**What to produce**
Set down all of the data that follows word for word, without the images.

--- Begin Collected material ---

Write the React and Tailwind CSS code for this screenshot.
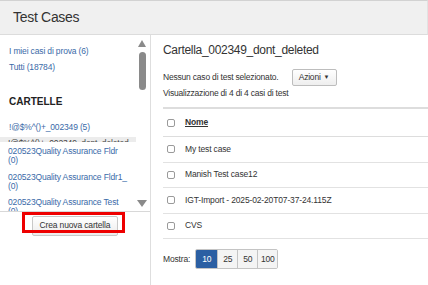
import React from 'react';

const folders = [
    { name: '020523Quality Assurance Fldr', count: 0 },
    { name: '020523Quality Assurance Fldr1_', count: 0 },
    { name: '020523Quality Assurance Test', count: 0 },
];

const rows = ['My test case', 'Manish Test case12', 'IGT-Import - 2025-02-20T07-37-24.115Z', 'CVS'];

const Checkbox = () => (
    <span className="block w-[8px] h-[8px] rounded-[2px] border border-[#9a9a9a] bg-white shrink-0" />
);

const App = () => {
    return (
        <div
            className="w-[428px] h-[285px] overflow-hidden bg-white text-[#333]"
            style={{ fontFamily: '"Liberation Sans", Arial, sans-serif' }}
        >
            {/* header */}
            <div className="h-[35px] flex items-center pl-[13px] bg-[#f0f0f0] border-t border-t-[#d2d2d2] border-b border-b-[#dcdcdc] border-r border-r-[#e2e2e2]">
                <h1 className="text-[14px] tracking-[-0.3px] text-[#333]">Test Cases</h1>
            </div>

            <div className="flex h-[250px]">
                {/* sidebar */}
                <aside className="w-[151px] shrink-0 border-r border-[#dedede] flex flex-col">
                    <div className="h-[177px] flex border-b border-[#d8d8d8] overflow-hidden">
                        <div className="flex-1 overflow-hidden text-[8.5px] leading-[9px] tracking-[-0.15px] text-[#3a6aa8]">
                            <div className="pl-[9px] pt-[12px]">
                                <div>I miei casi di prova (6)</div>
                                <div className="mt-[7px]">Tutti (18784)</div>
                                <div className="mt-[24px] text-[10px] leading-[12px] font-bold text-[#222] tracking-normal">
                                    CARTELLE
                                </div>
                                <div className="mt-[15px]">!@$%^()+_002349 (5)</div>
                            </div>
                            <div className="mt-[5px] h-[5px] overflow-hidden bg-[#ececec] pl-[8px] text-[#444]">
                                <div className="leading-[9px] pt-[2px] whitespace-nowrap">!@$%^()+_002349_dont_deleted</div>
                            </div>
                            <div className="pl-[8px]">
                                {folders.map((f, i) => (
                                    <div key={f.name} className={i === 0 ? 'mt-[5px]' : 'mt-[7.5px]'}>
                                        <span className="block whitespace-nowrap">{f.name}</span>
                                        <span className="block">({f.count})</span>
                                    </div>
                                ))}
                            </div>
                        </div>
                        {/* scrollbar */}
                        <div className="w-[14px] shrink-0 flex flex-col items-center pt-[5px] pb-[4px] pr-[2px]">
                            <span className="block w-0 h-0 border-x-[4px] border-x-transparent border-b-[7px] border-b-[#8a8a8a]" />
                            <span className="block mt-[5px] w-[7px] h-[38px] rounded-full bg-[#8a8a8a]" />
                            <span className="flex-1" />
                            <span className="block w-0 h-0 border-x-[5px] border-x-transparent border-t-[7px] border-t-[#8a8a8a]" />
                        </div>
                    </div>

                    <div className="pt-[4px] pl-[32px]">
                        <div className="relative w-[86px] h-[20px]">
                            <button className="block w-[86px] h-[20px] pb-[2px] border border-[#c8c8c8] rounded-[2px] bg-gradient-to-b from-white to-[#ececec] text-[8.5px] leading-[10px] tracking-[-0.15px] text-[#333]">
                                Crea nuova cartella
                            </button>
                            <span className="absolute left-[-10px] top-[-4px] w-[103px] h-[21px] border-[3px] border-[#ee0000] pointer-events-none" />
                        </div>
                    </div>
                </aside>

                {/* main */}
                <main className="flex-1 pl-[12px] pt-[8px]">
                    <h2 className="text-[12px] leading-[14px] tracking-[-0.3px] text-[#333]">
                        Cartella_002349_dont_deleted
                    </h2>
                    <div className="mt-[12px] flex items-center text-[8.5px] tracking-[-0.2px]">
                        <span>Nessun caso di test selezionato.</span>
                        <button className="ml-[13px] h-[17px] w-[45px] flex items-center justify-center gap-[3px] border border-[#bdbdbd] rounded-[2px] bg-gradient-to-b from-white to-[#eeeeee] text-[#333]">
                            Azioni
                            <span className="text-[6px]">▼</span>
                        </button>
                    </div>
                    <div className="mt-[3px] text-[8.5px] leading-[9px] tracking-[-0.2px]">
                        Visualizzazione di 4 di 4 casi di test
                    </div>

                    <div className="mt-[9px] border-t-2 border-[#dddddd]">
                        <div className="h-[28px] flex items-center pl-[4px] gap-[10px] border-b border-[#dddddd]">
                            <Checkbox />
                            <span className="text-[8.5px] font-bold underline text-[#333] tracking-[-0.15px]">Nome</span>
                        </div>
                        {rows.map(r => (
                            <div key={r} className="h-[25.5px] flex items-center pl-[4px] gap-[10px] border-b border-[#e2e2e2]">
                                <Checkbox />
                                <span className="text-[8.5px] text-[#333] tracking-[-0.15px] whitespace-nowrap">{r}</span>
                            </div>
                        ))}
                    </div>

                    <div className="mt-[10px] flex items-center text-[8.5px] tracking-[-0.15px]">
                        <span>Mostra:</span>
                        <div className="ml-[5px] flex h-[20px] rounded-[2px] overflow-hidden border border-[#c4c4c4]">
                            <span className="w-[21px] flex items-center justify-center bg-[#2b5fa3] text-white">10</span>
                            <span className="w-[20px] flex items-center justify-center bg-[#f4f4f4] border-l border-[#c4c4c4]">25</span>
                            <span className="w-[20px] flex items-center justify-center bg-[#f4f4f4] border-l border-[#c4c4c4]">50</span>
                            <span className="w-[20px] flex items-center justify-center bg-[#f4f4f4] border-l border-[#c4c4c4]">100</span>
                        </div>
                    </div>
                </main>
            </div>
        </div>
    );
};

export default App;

--- End Collected material ---

**Answer to the task**
Write the React and Tailwind CSS code for this screenshot.
import React from 'react';

const folders = [
    { name: '020523Quality Assurance Fldr', count: 0 },
    { name: '020523Quality Assurance Fldr1_', count: 0 },
    { name: '020523Quality Assurance Test', count: 0 },
];

const rows = ['My test case', 'Manish Test case12', 'IGT-Import - 2025-02-20T07-37-24.115Z', 'CVS'];

const Checkbox = () => (
    <span className="block w-[8px] h-[8px] rounded-[2px] border border-[#9a9a9a] bg-white shrink-0" />
);

const App = () => {
    return (
        <div
            className="w-[428px] h-[285px] overflow-hidden bg-white text-[#333]"
            style={{ fontFamily: '"Liberation Sans", Arial, sans-serif' }}
        >
            {/* header */}
            <div className="h-[35px] flex items-center pl-[13px] bg-[#f0f0f0] border-t border-t-[#d2d2d2] border-b border-b-[#dcdcdc] border-r border-r-[#e2e2e2]">
                <h1 className="text-[14px] tracking-[-0.3px] text-[#333]">Test Cases</h1>
            </div>

            <div className="flex h-[250px]">
                {/* sidebar */}
                <aside className="w-[151px] shrink-0 border-r border-[#dedede] flex flex-col">
                    <div className="h-[177px] flex border-b border-[#d8d8d8] overflow-hidden">
                        <div className="flex-1 overflow-hidden text-[8.5px] leading-[9px] tracking-[-0.15px] text-[#3a6aa8]">
                            <div className="pl-[9px] pt-[12px]">
                                <div>I miei casi di prova (6)</div>
                                <div className="mt-[7px]">Tutti (18784)</div>
                                <div className="mt-[24px] text-[10px] leading-[12px] font-bold text-[#222] tracking-normal">
                                    CARTELLE
                                </div>
                                <div className="mt-[15px]">!@$%^()+_002349 (5)</div>
                            </div>
                            <div className="mt-[5px] h-[5px] overflow-hidden bg-[#ececec] pl-[8px] text-[#444]">
                                <div className="leading-[9px] pt-[2px] whitespace-nowrap">!@$%^()+_002349_dont_deleted</div>
                            </div>
                            <div className="pl-[8px]">
                                {folders.map((f, i) => (
                                    <div key={f.name} className={i === 0 ? 'mt-[5px]' : 'mt-[7.5px]'}>
                                        <span className="block whitespace-nowrap">{f.name}</span>
                                        <span className="block">({f.count})</span>
                                    </div>
                                ))}
                            </div>
                        </div>
                        {/* scrollbar */}
                        <div className="w-[14px] shrink-0 flex flex-col items-center pt-[5px] pb-[4px] pr-[2px]">
                            <span className="block w-0 h-0 border-x-[4px] border-x-transparent border-b-[7px] border-b-[#8a8a8a]" />
                            <span className="block mt-[5px] w-[7px] h-[38px] rounded-full bg-[#8a8a8a]" />
                            <span className="flex-1" />
                            <span className="block w-0 h-0 border-x-[5px] border-x-transparent border-t-[7px] border-t-[#8a8a8a]" />
                        </div>
                    </div>

                    <div className="pt-[4px] pl-[32px]">
                        <div className="relative w-[86px] h-[20px]">
                            <button className="block w-[86px] h-[20px] pb-[2px] border border-[#c8c8c8] rounded-[2px] bg-gradient-to-b from-white to-[#ececec] text-[8.5px] leading-[10px] tracking-[-0.15px] text-[#333]">
                                Crea nuova cartella
                            </button>
                            <span className="absolute left-[-10px] top-[-4px] w-[103px] h-[21px] border-[3px] border-[#ee0000] pointer-events-none" />
                        </div>
                    </div>
                </aside>

                {/* main */}
                <main className="flex-1 pl-[12px] pt-[8px]">
                    <h2 className="text-[12px] leading-[14px] tracking-[-0.3px] text-[#333]">
                        Cartella_002349_dont_deleted
                    </h2>
                    <div className="mt-[12px] flex items-center text-[8.5px] tracking-[-0.2px]">
                        <span>Nessun caso di test selezionato.</span>
                        <button className="ml-[13px] h-[17px] w-[45px] flex items-center justify-center gap-[3px] border border-[#bdbdbd] rounded-[2px] bg-gradient-to-b from-white to-[#eeeeee] text-[#333]">
                            Azioni
                            <span className="text-[6px]">▼</span>
                        </button>
                    </div>
                    <div className="mt-[3px] text-[8.5px] leading-[9px] tracking-[-0.2px]">
                        Visualizzazione di 4 di 4 casi di test
                    </div>

                    <div className="mt-[9px] border-t-2 border-[#dddddd]">
                        <div className="h-[28px] flex items-center pl-[4px] gap-[10px] border-b border-[#dddddd]">
                            <Checkbox />
                            <span className="text-[8.5px] font-bold underline text-[#333] tracking-[-0.15px]">Nome</span>
                        </div>
                        {rows.map(r => (
                            <div key={r} className="h-[25.5px] flex items-center pl-[4px] gap-[10px] border-b border-[#e2e2e2]">
                                <Checkbox />
                                <span className="text-[8.5px] text-[#333] tracking-[-0.15px] whitespace-nowrap">{r}</span>
                            </div>
                        ))}
                    </div>

                    <div className="mt-[10px] flex items-center text-[8.5px] tracking-[-0.15px]">
                        <span>Mostra:</span>
                        <div className="ml-[5px] flex h-[20px] rounded-[2px] overflow-hidden border border-[#c4c4c4]">
                            <span className="w-[21px] flex items-center justify-center bg-[#2b5fa3] text-white">10</span>
                            <span className="w-[20px] flex items-center justify-center bg-[#f4f4f4] border-l border-[#c4c4c4]">25</span>
                            <span className="w-[20px] flex items-center justify-center bg-[#f4f4f4] border-l border-[#c4c4c4]">50</span>
                            <span className="w-[20px] flex items-center justify-center bg-[#f4f4f4] border-l border-[#c4c4c4]">100</span>
                        </div>
                    </div>
                </main>
            </div>
        </div>
    );
};

export default App;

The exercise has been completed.